Worley thinks that the soil and water board will continue to have an important role to play in the county.
"Wayne County farmers have adopted the practices because of the Soil and water office," he said. "Through the Ag Cost Share program they have short- and long-term no-till programs," he said. "I don't know of any one practice that has probably helped clean up the waterways better than no-till."
He also thinks the program has received such a positive reception because of the Soil and Water office.
"Because of that there is less soil in the Neuse River, any of our rivers," he said. "Animal operations, and there are a lot in Wayne County, we have helped with the design and irrigation systems used for spray fields. They have been put in with clean water in mind ... to use the waste on our farmland without it getting in the waterways.

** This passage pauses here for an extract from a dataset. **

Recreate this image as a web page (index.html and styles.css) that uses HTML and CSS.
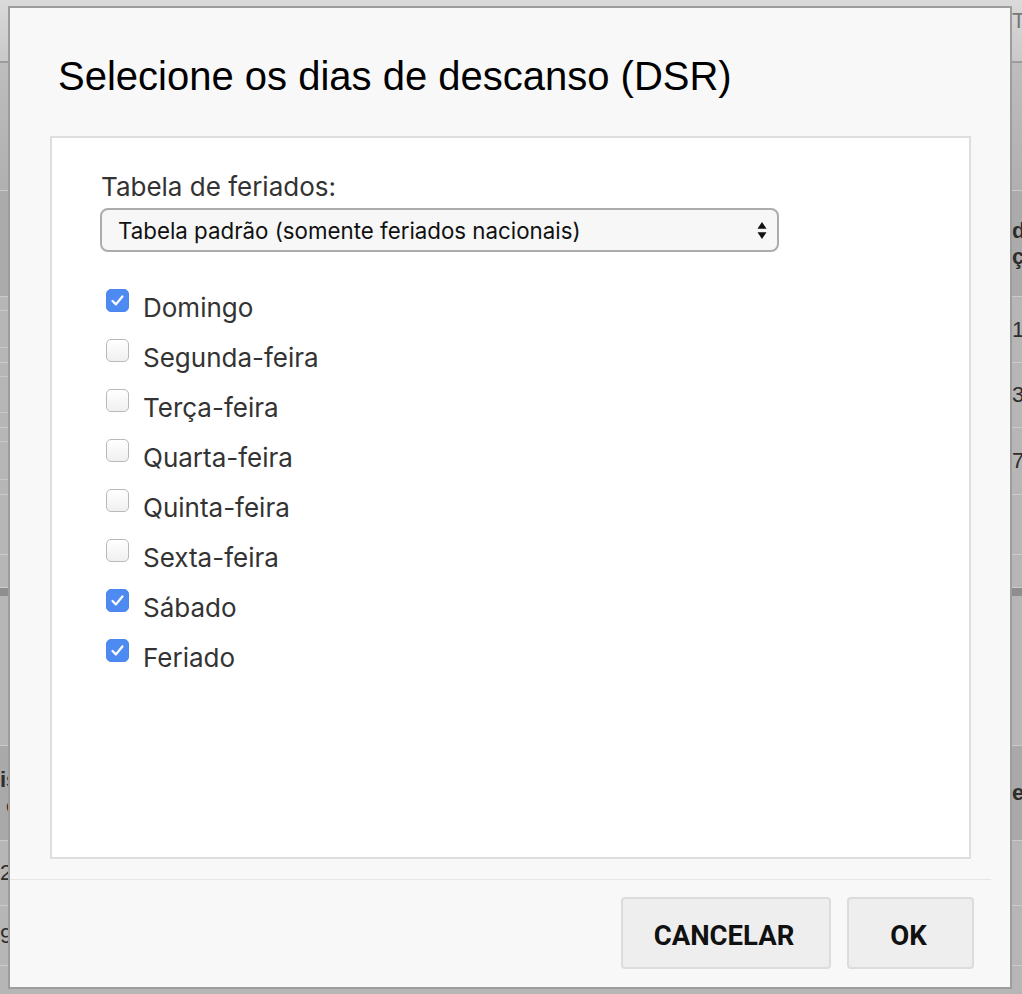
FILE: index.html
```html
<!DOCTYPE html>
<html lang="pt-BR">
<head>
<meta charset="utf-8">
<title>Selecione os dias de descanso (DSR)</title>
<link rel="stylesheet" href="styles.css">
</head>
<body>
<div class="backdrop">
  <div class="bg-row bg-top"><span class="cl"></span><span class="cr">T</span></div>
  <div class="bg-row bg-tool"><span class="cl"></span><span class="cr"></span></div>
  <div class="bg-row bg-head"><span class="cl"></span><span class="cr bold">d<br>ç</span></div>
  <div class="bg-row bg-r1 split"><span class="cl"></span><span class="cr">1</span></div>
  <div class="bg-row bg-r2 split"><span class="cl"></span><span class="cr">3</span></div>
  <div class="bg-row bg-r3 split"><span class="cl"></span><span class="cr">7</span></div>
  <div class="bg-row bg-r4"><span class="cl"></span><span class="cr"></span></div>
  <div class="bg-row bg-r5"><span class="cl"></span><span class="cr"></span></div>
  <div class="bg-row bg-dark"></div>
  <div class="bg-row bg-sec"><span class="cl"></span><span class="cr"></span></div>
  <div class="bg-row bg-head2"><span class="cl bold">is<br>ç</span><span class="cr bold">e</span></div>
  <div class="bg-row bg-r6"><span class="cl">22</span><span class="cr"></span></div>
  <div class="bg-row bg-r7"><span class="cl">9</span><span class="cr"></span></div>
  <div class="bg-row bg-r8"><span class="cl"></span><span class="cr"></span></div>
</div>

<div class="modal">
  <h1 class="modal-title">Selecione os dias de descanso (DSR)</h1>
  <div class="modal-body">
    <label class="field-label">Tabela de feriados:</label>
    <div class="select">
      <span class="select-text">Tabela padrão (somente feriados nacionais)</span>
      <svg class="select-arrows" width="10" height="19" viewBox="0 0 10 19"><path d="M5 1 L9.5 7.8 H0.5 Z M5 18 L9.5 11.2 H0.5 Z" fill="#111"/></svg>
    </div>
    <ul class="days">
      <li class="day"><span class="box checked"><svg viewBox="0 0 24 24" width="23" height="23"><path d="M6.3 12.6 L10.2 16.4 L17.6 7.4" fill="none" stroke="#fff" stroke-width="2.6" stroke-linecap="round" stroke-linejoin="round"/></svg></span>Domingo</li>
      <li class="day"><span class="box"></span>Segunda-feira</li>
      <li class="day"><span class="box"></span>Terça-feira</li>
      <li class="day"><span class="box"></span>Quarta-feira</li>
      <li class="day"><span class="box"></span>Quinta-feira</li>
      <li class="day"><span class="box"></span>Sexta-feira</li>
      <li class="day"><span class="box checked"><svg viewBox="0 0 24 24" width="23" height="23"><path d="M6.3 12.6 L10.2 16.4 L17.6 7.4" fill="none" stroke="#fff" stroke-width="2.6" stroke-linecap="round" stroke-linejoin="round"/></svg></span>Sábado</li>
      <li class="day"><span class="box checked"><svg viewBox="0 0 24 24" width="23" height="23"><path d="M6.3 12.6 L10.2 16.4 L17.6 7.4" fill="none" stroke="#fff" stroke-width="2.6" stroke-linecap="round" stroke-linejoin="round"/></svg></span>Feriado</li>
    </ul>
  </div>
  <div class="modal-footer">
    <button class="btn btn-cancel">CANCELAR</button>
    <button class="btn btn-ok">OK</button>
  </div>
</div>
</body>
</html>
```
FILE: styles.css
```css
* { box-sizing: border-box; }
html, body { margin: 0; padding: 0; }
body {
  width: 1022px;
  height: 994px;
  overflow: hidden;
  position: relative;
  background: #b5b5b5;
  font-family: "Liberation Sans", Arial, sans-serif;
}

/* dimmed page behind the dialog */
.backdrop {
  display: flex;
  flex-direction: column;
  height: 994px;
}
.bg-row {
  display: flex;
  justify-content: space-between;
  align-items: center;
  border-bottom: 1px solid #cacaca;
  color: #2e2e2e;
  font-size: 22px;
  flex: none;
}
.cl { width: 9px; overflow: hidden; display: flex; justify-content: flex-end; white-space: nowrap; line-height: 26px; direction: rtl; }
.cr { width: 11px; overflow: hidden; padding-left: 1px; white-space: nowrap; line-height: 26px; }
.bold { font-weight: bold; }
.bg-top { height: 63px; background: linear-gradient(#dadada, #c9c9c9); border-bottom: 2px solid #9c9c9c; align-items: flex-start; padding-top: 8px; color: #777; }
.bg-tool { height: 128px; background: linear-gradient(#bdbdbd, #b0b0b0); }
.bg-head { height: 106px; background: #ababab; }
.bg-r1 { height: 66px; background-color: #b6b6b6; }
.bg-r2 { height: 65px; background-color: #b6b6b6; }
.bg-r3 { height: 67px; background-color: #b6b6b6; }
.split {
  background-image: linear-gradient(to bottom,
    transparent 13px, #c8c8c8 13px, #c8c8c8 14px, transparent 14px,
    transparent calc(100% - 15px), #c8c8c8 calc(100% - 15px), #c8c8c8 calc(100% - 14px), transparent calc(100% - 14px));
  background-size: 9px 100%;
  background-repeat: no-repeat;
}
.bg-r4 { height: 60px; background: #b6b6b6; }
.bg-r5 { height: 33px; background: #b6b6b6; }
.bg-dark { height: 8px; background: #8e8e8e; border-bottom: none; }
.bg-sec { height: 150px; background: #b6b6b6; }
.bg-head2 { height: 95px; background: #a9a9a9; }
.bg-r6 { height: 65px; background: #b6b6b6; }
.bg-r7 { height: 60px; background: #b6b6b6; }
.bg-r8 { height: 30px; background: #b6b6b6; }

/* dialog */
.modal {
  position: absolute;
  left: 8px;
  top: 6px;
  width: 1004px;
  height: 983px;
  background: #f8f8f8;
  border: 2px solid #9d9d9d;
  display: flex;
  flex-direction: column;
}
.modal-title {
  margin: 0;
  padding: 44px 0 0 48px;
  height: 128px;
  font-family: "Liberation Sans", Arial, sans-serif;
  font-weight: normal;
  font-size: 40px;
  line-height: 48px;
  color: #000;
}
.modal-body {
  margin: 0 39px 0 40px;
  height: 723px;
  background: #fff;
  border: 2px solid #dedede;
  padding: 33px 0 0 48px;
  font-family: Inter, "Noto Sans", sans-serif;
}
.field-label {
  display: block;
  font-size: 26px;
  line-height: 32px;
  color: #333;
  padding-left: 1px;
}
.select {
  margin-top: 5px;
  width: 679px;
  height: 44px;
  border: 2px solid #acacac;
  border-radius: 8px;
  background: #f7f7f7;
  display: flex;
  align-items: center;
  justify-content: space-between;
  padding: 0 10px 0 16px;
}
.select-text { font-size: 22.3px; color: #111; }
.select-arrows { display: block; }
.days {
  list-style: none;
  margin: 30px 0 0 0;
  padding: 0;
}
.day {
  display: flex;
  align-items: center;
  height: 50px;
  font-size: 26px;
  color: #333;
  padding-left: 6px;
}
.box {
  width: 23px;
  height: 23px;
  border-radius: 5px;
  border: 1px solid #b9b9b9;
  background: linear-gradient(#ffffff, #f0f0f0);
  margin-right: 14px;
  margin-top: -14px;
  display: flex;
  align-items: center;
  justify-content: center;
  flex: none;
}
.box.checked {
  background: #4d8bf3;
  border-color: #4a86ee;
}
.box svg { display: block; }

.modal-footer {
  margin: 20px 19px 0 0;
  border-top: 1px solid #e6e6e6;
  padding: 17px 17px 0 0;
  display: flex;
  justify-content: flex-end;
  gap: 16px;
}
.btn {
  height: 72px;
  background: #eeeeee;
  border: 2px solid #dcdcdc;
  border-radius: 4px;
  font-family: Roboto, "Liberation Sans", sans-serif;
  font-weight: bold;
  font-size: 27.5px;
  color: #111;
  padding: 5px 4px 0 0;
  cursor: pointer;
}
.btn-cancel { width: 210px; }
.btn-ok { width: 127px; }
```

"About every practice we have encouraged that right down to cropland conversion, to take unproductive land or highly erodible land out of production and plant it in trees. There is no better way of keeping the water clean. Trees are a much better filter."
Even protecting topsoil is about protecting water quality, Ms. Gabriel said.
"Soil erosion is a problem predominately, because it will end up clogging up streams and piggybacking fertilizers and pesticides down the stream," she said. "So when we have soil erosion we have water quality issues.
"Making sure farmers, predominately agriculture, whether raising livestock on pasture, or crops, whether you have animals in confinement that you can be productive and still protect the environment. That is what their mission is. You want the farmers to be productive and make a living, but you have the technology and best management practices that we can offer to end up so that the environment can be protected."